In this research, Tracy and his team report that they have successfully developed a high-entropy alloy formed of common and readily available metals. This alloy has a hexagonal close-packed (HCP) structure. The outcomes of the research have been published online in the Nature Communications journal.
A small number of high-entropy alloys with the HCP structure have been made in the last few years, but they contain a lot of exotic elements such as alkali metals and rare earth metals. What we managed to do is to make an HCP high-entropy alloy from common metals that are typically used in engineering applications.
Cameron Tracy, Postdoctoral Researcher, School of Earth, Energy & Environmental Sciences, Stanford University
It seems that the clue is to use high pressure. Tracy and his team used an instrument known as a diamond-anvil cell to apply a high pressure of around 55 GPa on small samples of a high-entropy alloy. This pressure is approximately equal to that inside the Earth’s mantle. “The only time you would ever naturally see that pressure on the Earth’s surface is during a really big meteorite impact,” stated Tracy.
Application of high pressure was seen to stimulate a transformation in the high-entropy alloy used by the researchers, which comprised of chromium, manganese, iron, cobalt, and nickel. “Imagine the atoms as a layer of ping pong balls on a table, and then adding more layers on top. That can form a face-centered cubic packing structure. But if you shift some of the layers slightly relative to the first one, you would get a hexagonal close-packed structure,” explained Tracy.
According to researchers, this transformation does not occur naturally in the high-entropy alloys because it is intercepted by the interacting magnetic forces among the metal atoms.

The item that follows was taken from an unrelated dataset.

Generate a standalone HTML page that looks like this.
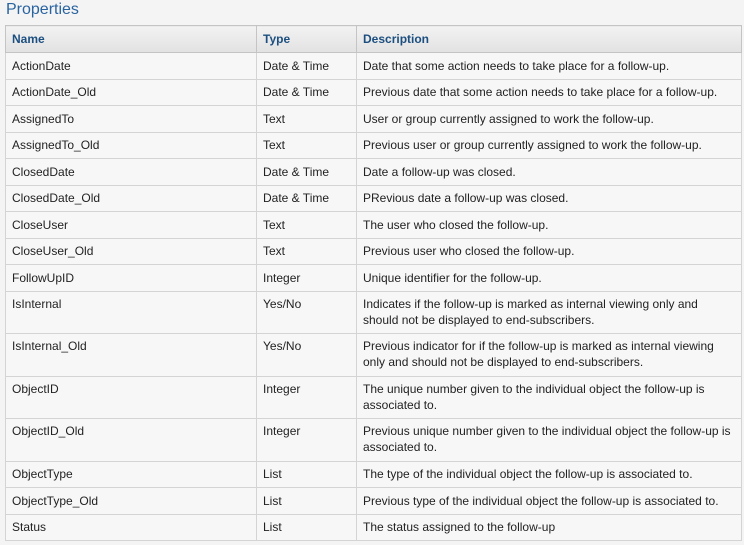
<!DOCTYPE html>
<html><head><style>
body{margin:0;background:#f4f4f4;font-family:"Liberation Sans",sans-serif;width:744px;height:545px;overflow:hidden}
h1{position:absolute;left:6px;top:0px;margin:0;font-weight:normal;font-size:16px;color:#2a64a0;line-height:20px}
table{position:absolute;left:5px;top:25px;width:737px;border-collapse:collapse;table-layout:fixed;background:#f7f7f7}
td,th{border:1px solid #d4d4d4;font-size:12px;color:#222;padding:0 6px;text-align:left;vertical-align:middle;white-space:nowrap;line-height:16px;box-sizing:border-box}
th{height:27px;background:linear-gradient(#f2f2f2,#e2e2e2);color:#1c4f80;font-weight:bold;border-color:#c4c4c4}
tr.s td{height:26.5px}
tr.d td{height:42.5px;vertical-align:top;padding-top:4px}
</style></head><body>
<h1>Properties</h1>
<table>
<col style="width:251px"><col style="width:100px"><col>
<tr><th>Name</th><th>Type</th><th>Description</th></tr>
<tr class="s"><td>ActionDate</td><td>Date &amp; Time</td><td>Date that some action needs to take place for a follow-up.</td></tr>
<tr class="s"><td>ActionDate_Old</td><td>Date &amp; Time</td><td>Previous date that some action needs to take place for a follow-up.</td></tr>
<tr class="s"><td>AssignedTo</td><td>Text</td><td>User or group currently assigned to work the follow-up.</td></tr>
<tr class="s"><td>AssignedTo_Old</td><td>Text</td><td>Previous user or group currently assigned to work the follow-up.</td></tr>
<tr class="s"><td>ClosedDate</td><td>Date &amp; Time</td><td>Date a follow-up was closed.</td></tr>
<tr class="s"><td>ClosedDate_Old</td><td>Date &amp; Time</td><td>PRevious date a follow-up was closed.</td></tr>
<tr class="s"><td>CloseUser</td><td>Text</td><td>The user who closed the follow-up.</td></tr>
<tr class="s"><td>CloseUser_Old</td><td>Text</td><td>Previous user who closed the follow-up.</td></tr>
<tr class="s"><td>FollowUpID</td><td>Integer</td><td>Unique identifier for the follow-up.</td></tr>
<tr class="d"><td>IsInternal</td><td>Yes/No</td><td>Indicates if the follow-up is marked as internal viewing only and<br>should not be displayed to end-subscribers.</td></tr>
<tr class="d"><td>IsInternal_Old</td><td>Yes/No</td><td>Previous indicator for if the follow-up is marked as internal viewing<br>only and should not be displayed to end-subscribers.</td></tr>
<tr class="d"><td>ObjectID</td><td>Integer</td><td>The unique number given to the individual object the follow-up is<br>associated to.</td></tr>
<tr class="d"><td>ObjectID_Old</td><td>Integer</td><td>Previous unique number given to the individual object the follow-up is<br>associated to.</td></tr>
<tr class="s"><td>ObjectType</td><td>List</td><td>The type of the individual object the follow-up is associated to.</td></tr>
<tr class="s"><td>ObjectType_Old</td><td>List</td><td>Previous type of the individual object the follow-up is associated to.</td></tr>
<tr class="s"><td>Status</td><td>List</td><td>The status assigned to the follow-up</td></tr>
</table>
</body></html>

However, high pressure was observed to disturb the magnetic interactions.
When you pressurize a material, you push all of the atoms closer together. Oftentimes, when you compress something, it becomes less magnetic. That’s what appears to be happening here: compressing the high-entropy alloy makes it non-magnetic or close to non-magnetic, and an HCP phase is suddenly possible.
Cameron Tracy, Postdoctoral Researcher, School of Earth, Energy & Environmental Sciences, Stanford University
Stable configuration
It was astonishing to note that the alloy retained the HCP structure even when the pressure was removed. “Most of the time, when you take the pressure away, the atoms snap back to their previous configuration. But that’s not happening here, and that’s really surprising,” explained Wendy Mao, who is an associate professor of geological sciences at Stanford’s School of Earth, Energy & Environmental Sciences as well as a coauthor of the study.
The researchers also found out that when the pressure was gradually increased, the amount of hexagonal close-pack structure in the alloy also increased. “This suggests it’s possible to tailor the material to give us exactly the mechanical properties that we want for a particular application,” stated Tracy.
For instance, in contrast to power plants and combustion engines that operate in a highly efficient manner at higher temperatures, traditional alloys do not perform well under drastic conditions as their atoms start to move and become highly disordered.
High-entropy alloys, however, already possess a high degree of disorder due to their highly intermingled natures. As a result, they have mechanical properties that are great at low temperatures and stay great at high temperatures.
Cameron Tracy, Postdoctoral Researcher, School of Earth, Energy & Environmental Sciences, Stanford University
Further research might enable materials scientists to enhance the characteristics of high-entropy alloys even more by blending together different elements and metals. “There’s a huge part of the periodic table and so many permutations to be explored,” stated Mao.
Other Stanford coauthors on the study include Rodney Ewing, senior fellow at the Stanford Freeman Spogli Institute for International Studies and a professor of geological and environmental sciences; and graduate students Sulgiye Park and Dylan Rittman; and colleagues at the University of Tennessee and Oak Ridge National Laboratory. The U.S. Department of Energy and the National Science Foundation funded the study.